The editor then lists a number products that had to be carried from 10 to 100 feet to get them aboard a boat, and write, “There are several public landings on the peninsula, the more important being those at Glengary, Garfield Bay, Bottle Bay and Camp Bay.” (Bottle Bay and Glengary Bay no longer have publicly owned lake access.)

Since this issue emerged last year, those who support abandoning the public road have confused the facts, disparaged critics of the county’s initial decision to give this public asset away, and cast doubt on whether this 50-foot strip of waterfront was ever, in fact, public. 

But the facts support the contention that it would violate the public trust if the county were to uphold its original decision and give up the road to one of the most beautiful bays in the county, allowing a private developer to gate it off. 

You can’t find it anymore on the county’s website, but the initial application to vacate the road never disputes the public lake access. Instead it states: “Camp Bay is an unpaved road from Sagle Road to the termination at the High Water Mark of Lake Pend Oreille. According to conversations with County Staff, there are no plans or funding available to construct public improvements in this area.“

The public doesn’t need it, they argue, because “there are fully developed public accesses to the Lake just minutes away in Garfield Bay and Bottle Bay which serve the needs of the community.” (Bottle Bay has a commercial marina, but no guaranteed public access.)

Here’s a few other reasons why the public has good reason to believe we have a right to access the lake at the end of the county’s right of way:

• The district judge said the county erred in its staff report when it said there was no public access, even while noting the road ends at the high-water mark. The judge’s order states, “This conclusion is erroneous. … [U]nder the public trust doctrine, ‘the state holds the title to the beds of navigable lakes and streams below the natural high-water mark for the use and benefit of the whole people,’ and that the doctrine ‘preserves the public’s right of use in such land.’”
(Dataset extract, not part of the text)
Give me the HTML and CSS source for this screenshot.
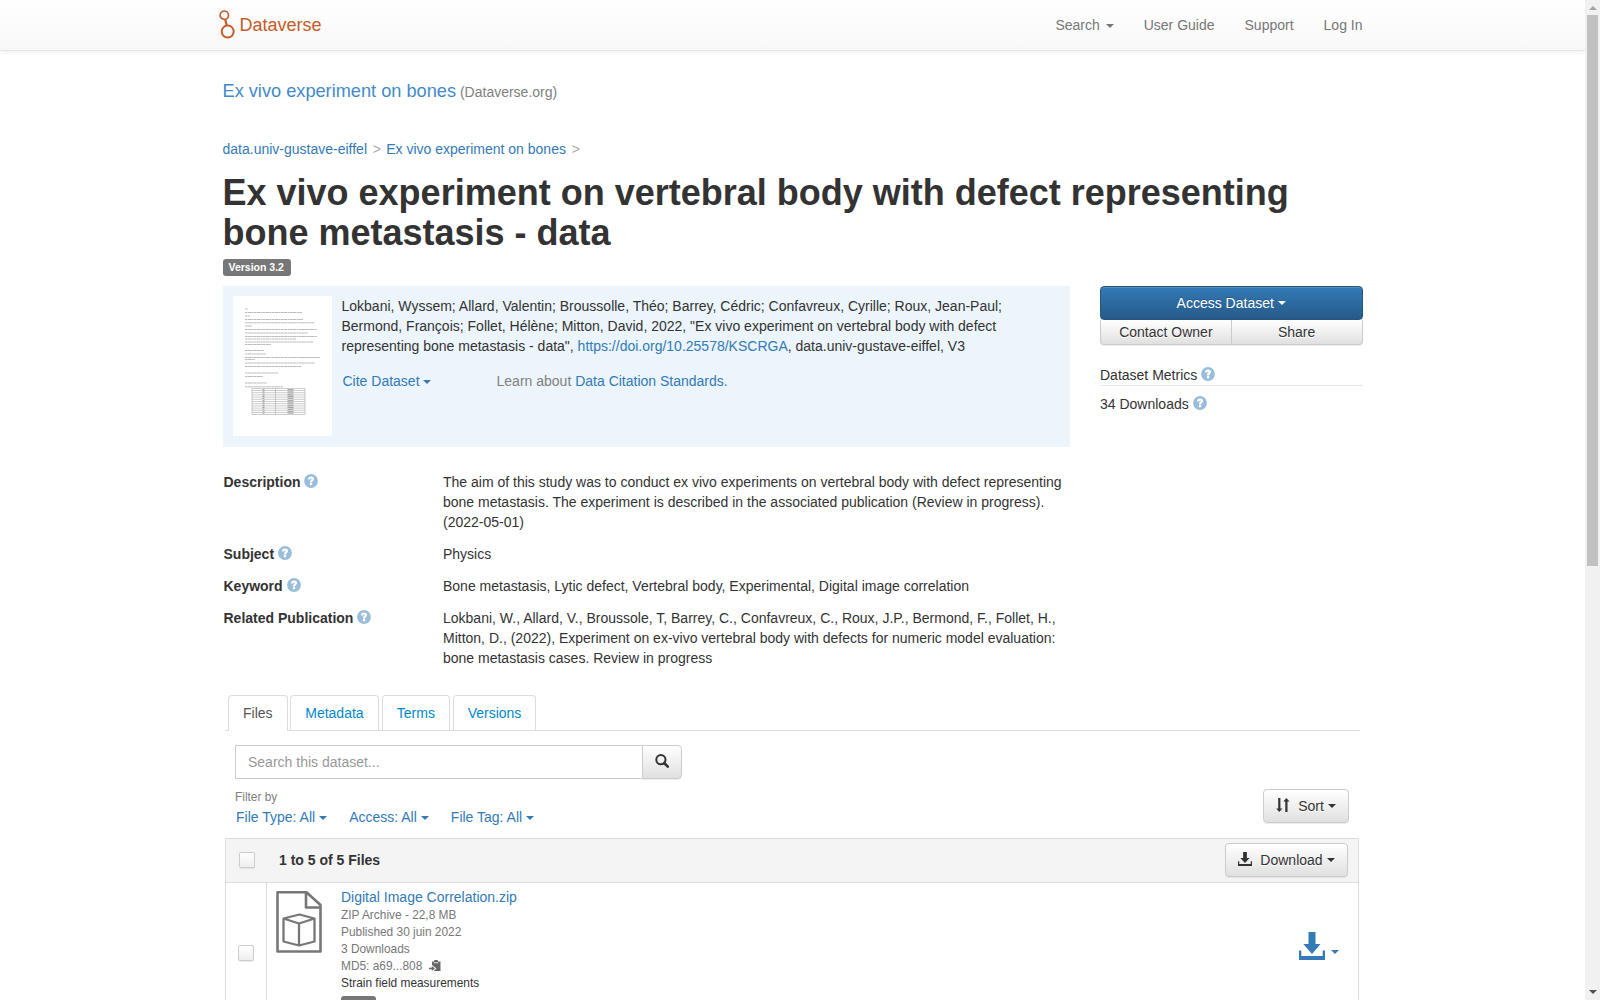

• In a statement to the commissioners, real estate attorney Toby McLaughlin wrote: “The public right of way over Camp Bay Road was dedicated by means of a 1913 viewer’s report that established the public right of way all the way to the shore of Lake Pend Oreille. At the time, the lake level was lower than it is currently due to later construction of Albeni Falls Dam in 1953. This right of way allows the public to access the lake at Camp Bay, which is a not insignificant resource to the public.”

• In a May 16, 1986, the U.S. 9th Circuit Court of Appeals (Swanson v. the United States) made a decision concerning ownership of land down to Lake Pend Oreille at Talache. Justice Stephens made these two statements that apply to the Camp Bay Road right of way: “Before 1950, Lake Pend Oreille in Idaho was a navigable water of the United States with an ordinary high-water level of 2,051 feet above mean sea level.” And, “the landowner held (and holds) title defined by state law as extending to the old, natural high-water mark.” This means the public owns its 50-foot-wide right of way on Camp Bay Road below the current 2,062.5-foot high-water mark to the lower and older 2,051-foot elevation.

• The county prosecutor and sheriff acknowledged established law and public use when defending the rights of the public to use the 50-foot-wide beach during a recent dispute.

In what appears to be an admission that public access exists now, the developer is offering to build a walking path from the gate a half-mile from the water to the bay. The proposed lake access point would not have the same expansive view as the existing one, it would lack vehicle access and would be next to a community dock by the outlet of a small creek. 

Is it an equal trade to exchange nearly three acres of public land and 50 feet of vehicle-accessible waterfront for a dirt walking path to another location controlled by a private entity? 

While we may value this site primarily for recreation, we could someday need that access for any number of reasons that we can’t imagine now. 

Sometime between 1908 and the present, the public lost two of three other “public landings” on the Sagle Peninsula — Glengary and Bottle bays. It would be a travesty to lose another by allowing a private developer to take over our existing, valuable waterfront access in Camp Bay.